The “clip-off” concept, which has been successfully applied to organic macrocycles, indicates important potential for broader applicability. The selection of olefin and alkyne cleavable bonds suggests considerable promise, further enhanced by the extensive possibilities provided by reticular chemistry. This field encompasses diverse topologies, linkers, and functionalities. Consequently, the approach could be extended to liberate a wide range of structurally sophisticated (macro)molecules, including catenanes, complex cages, sequence-defined oligomers, or segments of organic polymers, all of which can be derived directly from their crystalline precursors.

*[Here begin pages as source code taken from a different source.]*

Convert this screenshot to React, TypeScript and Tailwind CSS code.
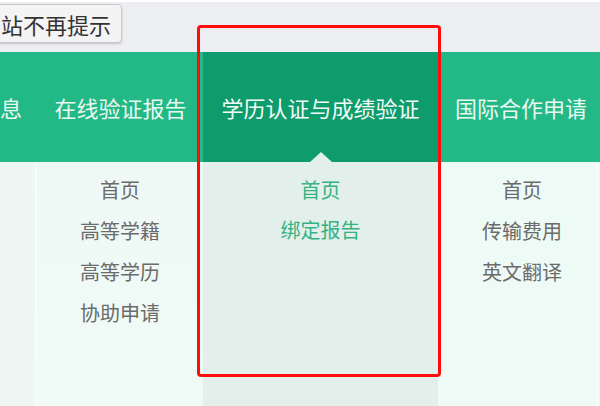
import React from "react";

const font = "font-['Noto_Sans_CJK_SC','Noto_Sans',sans-serif]";

export default function App() {
  return (
    <div className={`relative w-[600px] h-[406px] overflow-hidden bg-[#eef9f5] ${font}`}>
      {/* top bar */}
      <div className="h-[52px] bg-[#eceef2] border-t-2 border-white pt-[2px]">
        <button className="h-[39px] -ml-[8px] pl-[8px] pr-[10px] flex items-center bg-[#f4f4f5] border border-[#c9c9cc] rounded-[4px] shadow-[0_1px_2px_rgba(0,0,0,0.18)] text-[22px] leading-none text-[#333] whitespace-nowrap">
          站不再提示
        </button>
      </div>

      {/* nav */}
      <div className="flex h-[110px] bg-[#22b987] text-[22px] text-[#eaf8f1] leading-none">
        <div className="w-[38px] shrink-0 flex items-center">
          <span className="whitespace-nowrap">息</span>
        </div>
        <div className="w-[165px] shrink-0 flex items-center justify-center whitespace-nowrap">在线验证报告</div>
        <div className="relative w-[235px] shrink-0 flex items-center justify-center whitespace-nowrap bg-[#0e9c6c] text-[#f2fbf6]">
          学历认证与成绩验证
          <span className="absolute bottom-0 left-[107px] w-0 h-0 border-l-[11px] border-r-[11px] border-b-[10px] border-l-transparent border-r-transparent border-b-[#e3efeb]" />
        </div>
        <div className="w-[162px] shrink-0 flex items-center justify-center whitespace-nowrap pl-[4px]">国际合作申请</div>
      </div>

      {/* dropdown */}
      <div className="flex h-[244px] text-[20px] leading-none">
        <div className="w-[37px] shrink-0 bg-[#eef7f4] border-r-[2px] border-[#f7fcfa]" />
        <div className="w-[166px] shrink-0 flex flex-col items-center pt-[18px] gap-[21px] text-[#6b6b6b] bg-[linear-gradient(#eef9f5,#f0faf6)]">
          <span>首页</span>
          <span>高等学籍</span>
          <span>高等学历</span>
          <span>协助申请</span>
        </div>
        <div className="w-[235px] shrink-0 flex flex-col items-center pt-[18px] gap-[20px] text-[#35b383] bg-[#e3efeb]">
          <span>首页</span>
          <span>绑定报告</span>
        </div>
        <div className="w-[160px] shrink-0 flex flex-col items-center pt-[18px] pl-[10px] gap-[21px] text-[#6b6b6b] bg-[#eefaf6] border-r-[2px] border-[#f8fdfb]">
          <span>首页</span>
          <span>传输费用</span>
          <span>英文翻译</span>
        </div>
      </div>

      {/* red annotation box */}
      <div className="absolute left-[197px] top-[25px] w-[244px] h-[352px] border-[3px] border-[#ff0d0d] rounded-[4px]" />
    </div>
  );
}
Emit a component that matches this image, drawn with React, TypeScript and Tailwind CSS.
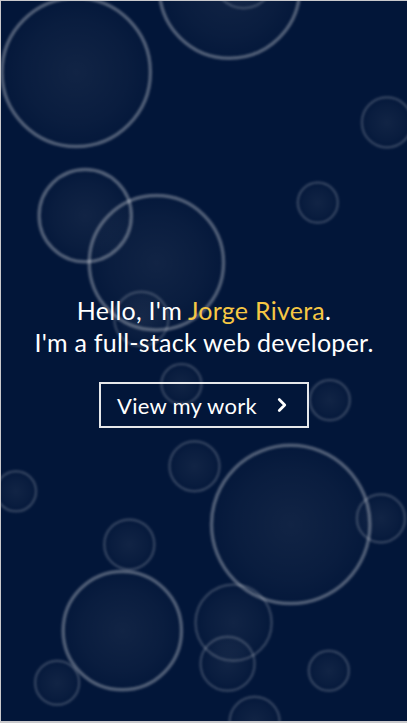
import { ChevronRight } from "lucide-react";

const bubbles: [number, number, number][] = [
  [75, 72, 74],
  [228, -12, 70],
  [242, -22, 30],
  [385, 122, 25],
  [316, 202, 20],
  [84, 215, 46],
  [155, 262, 67],
  [140, 318, 27],
  [180, 383, 20],
  [328, 399, 20],
  [193, 465, 25],
  [15, 490, 20],
  [289, 523, 79],
  [379, 517, 24],
  [128, 543, 25],
  [121, 629, 59],
  [232, 621, 38],
  [226, 662, 27],
  [56, 681, 22],
  [327, 669, 20],
  [253, 720, 25],
];

function Bubbles() {
  return (
    <svg className="pointer-events-none absolute inset-0 h-full w-full" viewBox="0 0 405 720" preserveAspectRatio="xMidYMid slice">
      <defs>
        <radialGradient id="fill">
          <stop offset="0%" stopColor="#ffffff" stopOpacity="0.06" />
          <stop offset="70%" stopColor="#ffffff" stopOpacity="0.03" />
          <stop offset="100%" stopColor="#ffffff" stopOpacity="0.01" />
        </radialGradient>
        <filter id="soft" x="-20%" y="-20%" width="140%" height="140%">
          <feGaussianBlur stdDeviation="1" />
        </filter>
      </defs>
      {bubbles.map(([cx, cy, r], i) => (
        <g key={i}>
          <circle cx={cx} cy={cy} r={r} fill="url(#fill)" />
          <circle
            cx={cx}
            cy={cy}
            r={r}
            fill="none"
            stroke="#ffffff"
            strokeOpacity={r > 40 ? 0.3 : 0.18}
            strokeWidth={r > 40 ? 3.5 : 2.5}
            filter="url(#soft)"
          />
        </g>
      ))}
    </svg>
  );
}

export default function App() {
  return (
    <div className="h-[723px] w-[407px] overflow-hidden border-l border-t border-b-2 border-[#c9c9cc] bg-[#021639]">
      <section className="relative flex h-full w-full flex-col items-center justify-center text-white" style={{ fontFamily: "Lato, 'Noto Sans', sans-serif" }}>
        <Bubbles />
        <div className="relative flex flex-col items-center tracking-[0.25px]">
          <h1 className="text-[25px] leading-[32px] font-normal">
            Hello, I'm <span className="text-[#f6c744]">Jorge Rivera</span>.
          </h1>
          <p className="text-[25px] leading-[32px]">I'm a full-stack web developer.</p>
          <button className="mt-[24px] flex h-[46px] w-[210px] items-center justify-center gap-[14px] border-2 border-white/90 pl-[2px] text-[22px]">
            View my work
            <ChevronRight size={22} strokeWidth={3} />
          </button>
        </div>
      </section>
    </div>
  );
}
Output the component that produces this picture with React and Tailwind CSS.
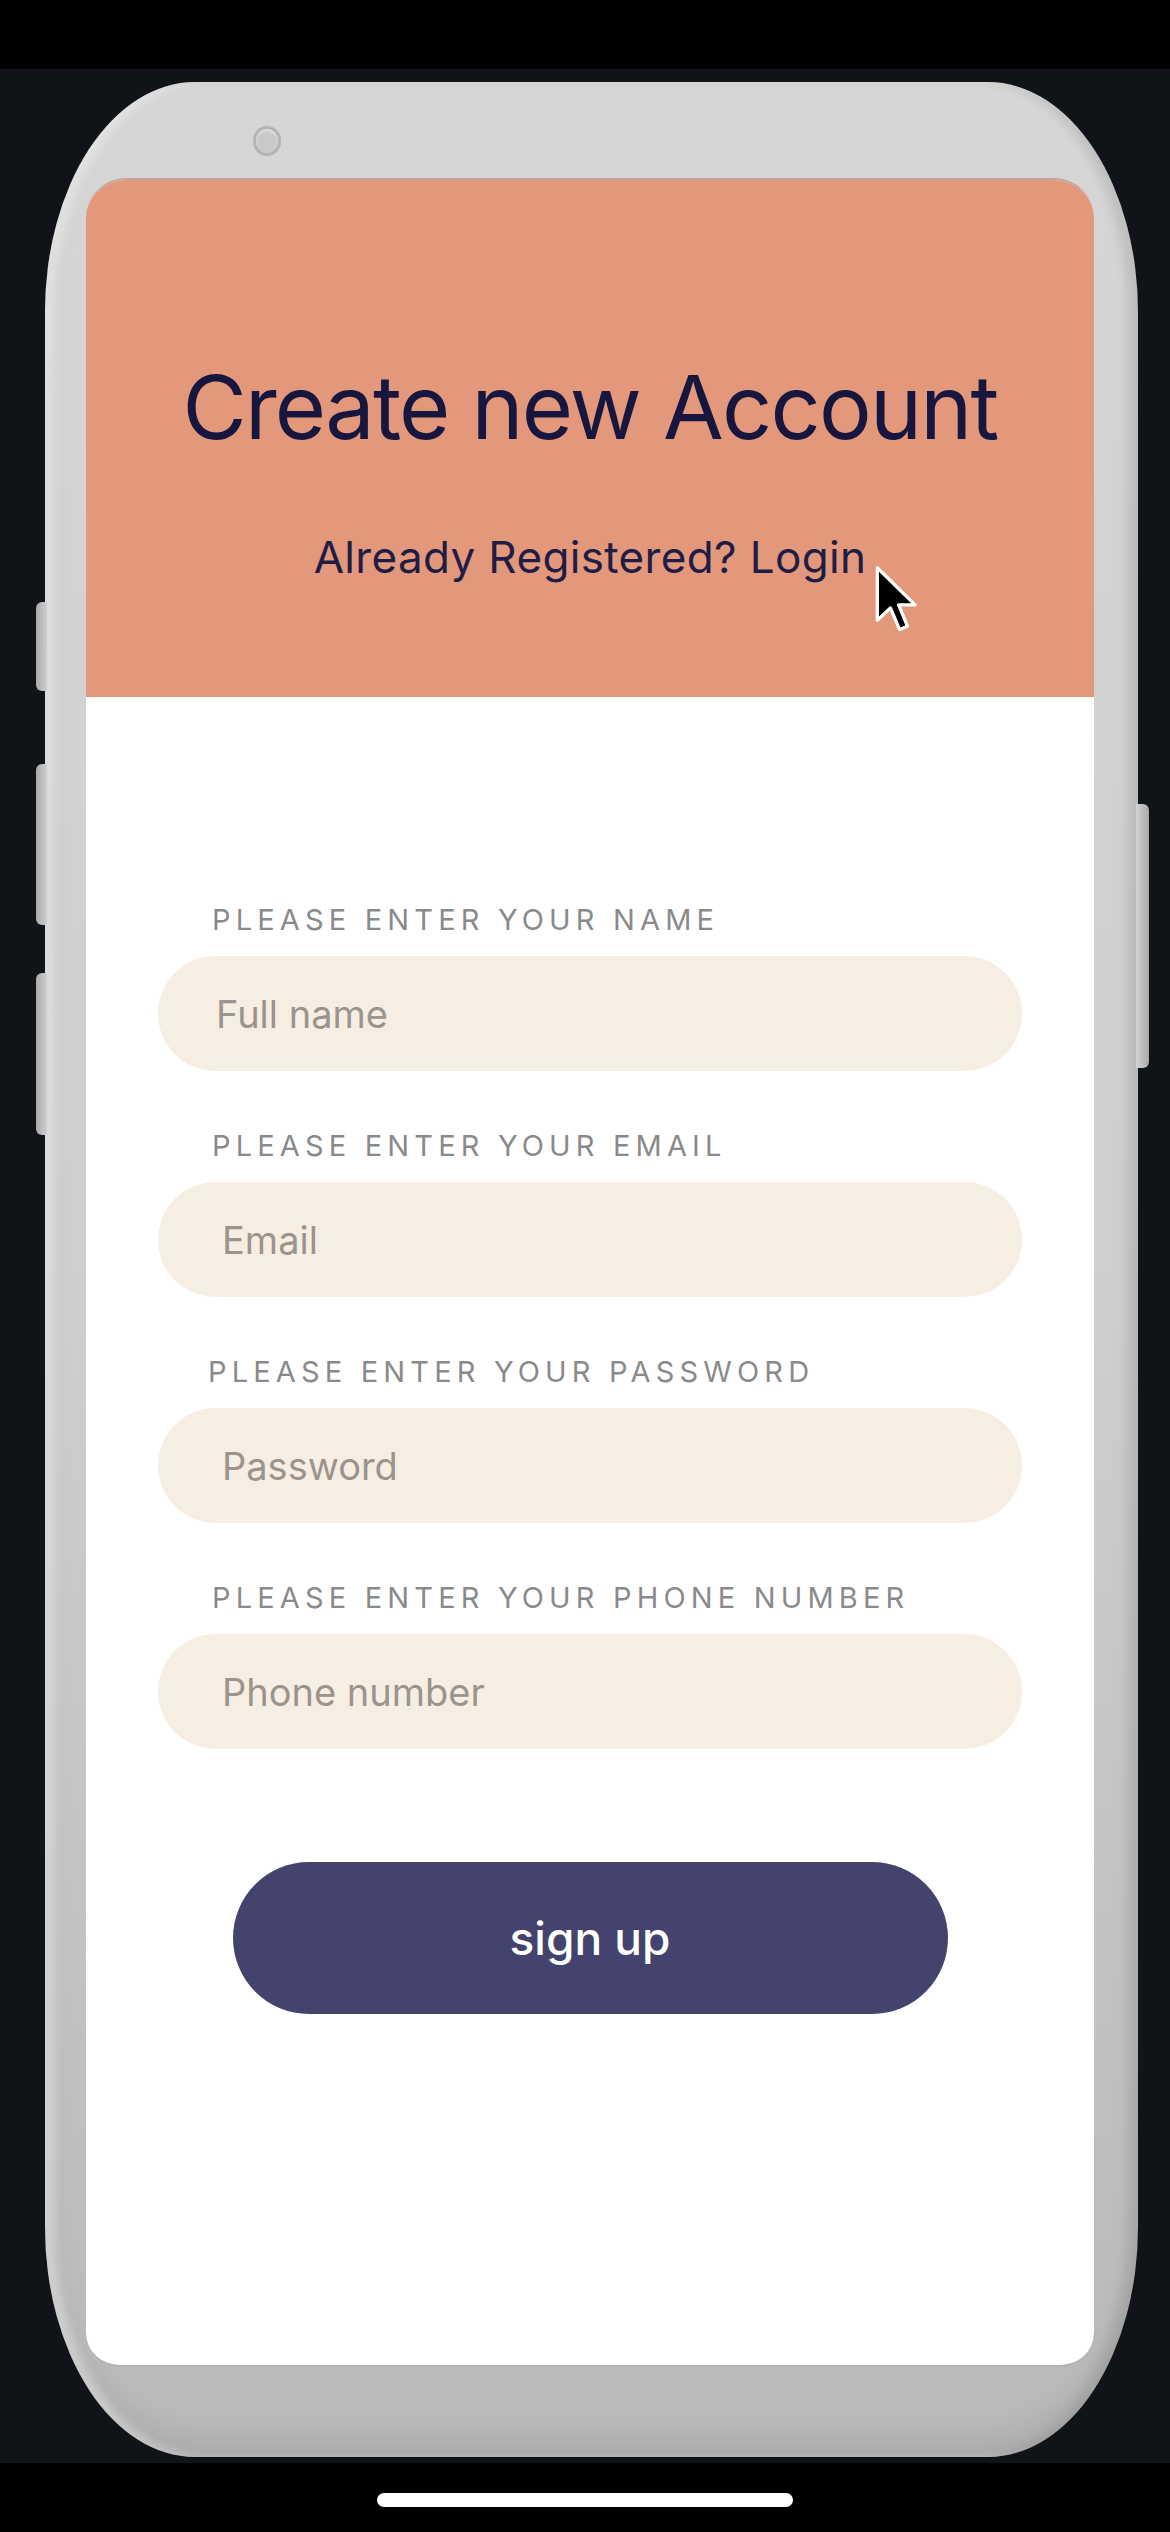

This methodology effectively bridges the gap between the precision of framework crystallization and the solution-processability of discrete molecules. For instance, the macrocycle MC-1, precisely characterized within its parent COF and subsequently excised as a soluble molecule, can now be processed for applications requiring monodisperse entities. The precise pore-size control inherent to reticular design translates directly into defined macrocyclic cavities, which are promising for size-selective molecular recognition in sensing or as well-defined catalytic sites. Thus, exciting avenues for the discovery of novel macrocycles with tailored properties for applications in catalysis, optoelectronics, molecular separation, sensing, and supramolecular materials science are opened. The era of synthesizing molecules by liberating them from their crystalline blueprints has indeed arrived.